Suite à tout cela, ma mère a  décidé de rencontrer son gynécologue puisque, de toute façon, son rendez-vous était dans la même semaine que cette triste nouvelle. Elle ne lui a pas laissé la chance d’être évasif. Elle lui a demandé si ce cancer pouvait être guéri, il lui a dit que non, malheureusement, c’était un cancer trop gros, trop grave, aucun traitement n’en vient à bout. Elle lui a demandé ce qui va arriver quand la chimio va finir. Il lui a expliqué que peu à peu, tous ses organes allaient être touchés. Elle lui a demandé si c’était le dernier Noël qu’elle allait passer avec sa famille, il lui a dit que oui, c’était le dernier.

La mort est une étape de la vie. On doit franchir cette étape un jour ou l’autre. On doit voir nos proches franchir cette étape également. On doit continuer à vivre malgré tout. Je vais certainement perdre ma maman dans la prochaine année. Voici ce que j’ai su cette semaine. Maintenant, je suis perdue. Je suis totalement perdue.
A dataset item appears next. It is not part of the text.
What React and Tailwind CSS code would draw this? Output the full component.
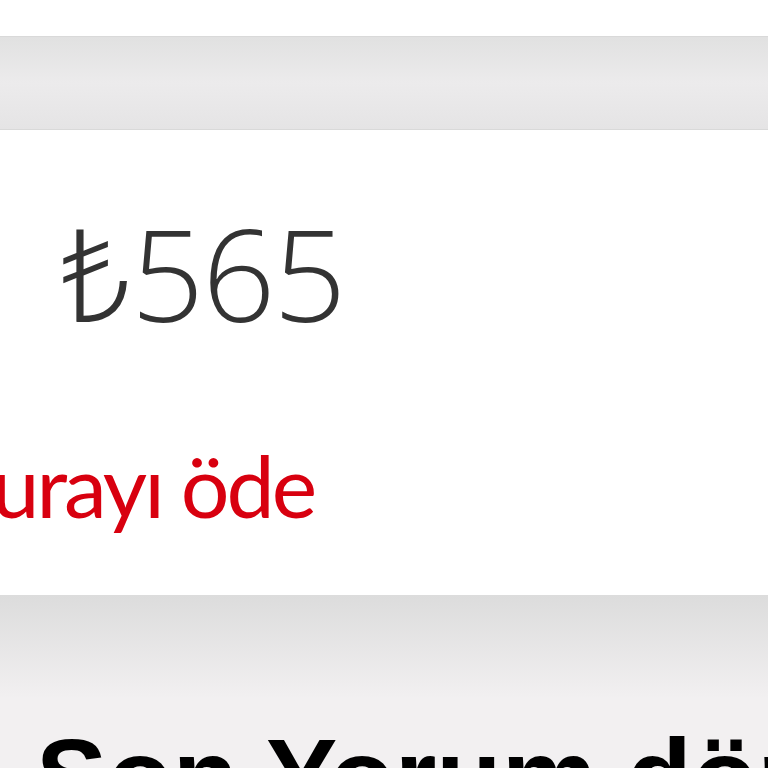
import React from 'react';

export default function App() {
    return (
        <div className="w-[768px] h-[768px] overflow-hidden bg-white">
            <div className="h-[36px] bg-white" />
            <div className="h-[94px] border-y border-[#d9d9d9] bg-gradient-to-b from-[#e1e1e1] via-[#ecebec] to-[#e5e4e5]" />
            <div className="h-[465px] bg-white pt-[79px] pl-[60px]" style={{ fontFamily: '"Open Sans", "Noto Sans", sans-serif' }}>
                <div className="text-[128px] leading-none font-light text-[#333333] tracking-[-2px]">₺565</div>
                <div className="mt-[105px] -ml-[175px] text-[86px] leading-none text-[#d8000f] whitespace-nowrap tracking-[-3px]" style={{ fontFamily: 'Lato, "Open Sans", sans-serif' }}>
                    Faturayı öde
                </div>
            </div>
            <div className="h-[173px] bg-gradient-to-b from-[#dcdcdc] via-[#f2f0f1] via-60% to-[#f2f0f1] pt-[129px] pl-[36px]">
                <h2 className="text-[107px] leading-none font-bold text-black whitespace-nowrap" style={{ fontFamily: '"Liberation Sans", Arial, sans-serif' }}>
                    Son Yorum dönemi
                </h2>
            </div>
        </div>
    );
}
Et pourtant, le matin, je me lève, je prends mon café, comme d’habitude. Je regarde mon copain avec le même sourire. Mon cœur reste rempli d’amour pour toutes les personnes qui m’entourent. J’apprécie encore plus le temps passé avec cette femme merveilleuse qu’est ma maman. Je respire, toujours, encore et encore. Je m’intéresse aux même choses, je me pose les même questions, je regarde encore les bottes de la fille à droite de moi dans le métro parce que caline, j’en voudrais une paire comme ça! Je ris encore aux blagues stupides de mon meilleur ami, je dis merci aux personnes qui me tiennent la porte en sortant de l’épicerie, j’écris, encore. Oui, la vie continue, que tu sois perdue, que tu sois triste, en colère, que tu perdes un être cher, que ton cœur se brise ou que tes rêves s’éteignent, la vie doit continuer et on peut toujours y trouver une beauté si le cœur nous en dit. Je compte bien honorer ma mère en ne laissant jamais aller mon espoir et en continuant à me lever, chaque matin en remerciant le ciel de tout ce que j’ai et de tout ce que j’ai eu. J’espère trouver la force en moi afin d’inspirer chaque femme vivant un moment difficile à contempler leurs émotions, les laisser sortir, les embrasser, les accepter, en parler avec leurs proches ou avec un professionnel, pour finalement lâcher prise et se laisser la chance de continuer à vivre pleinement.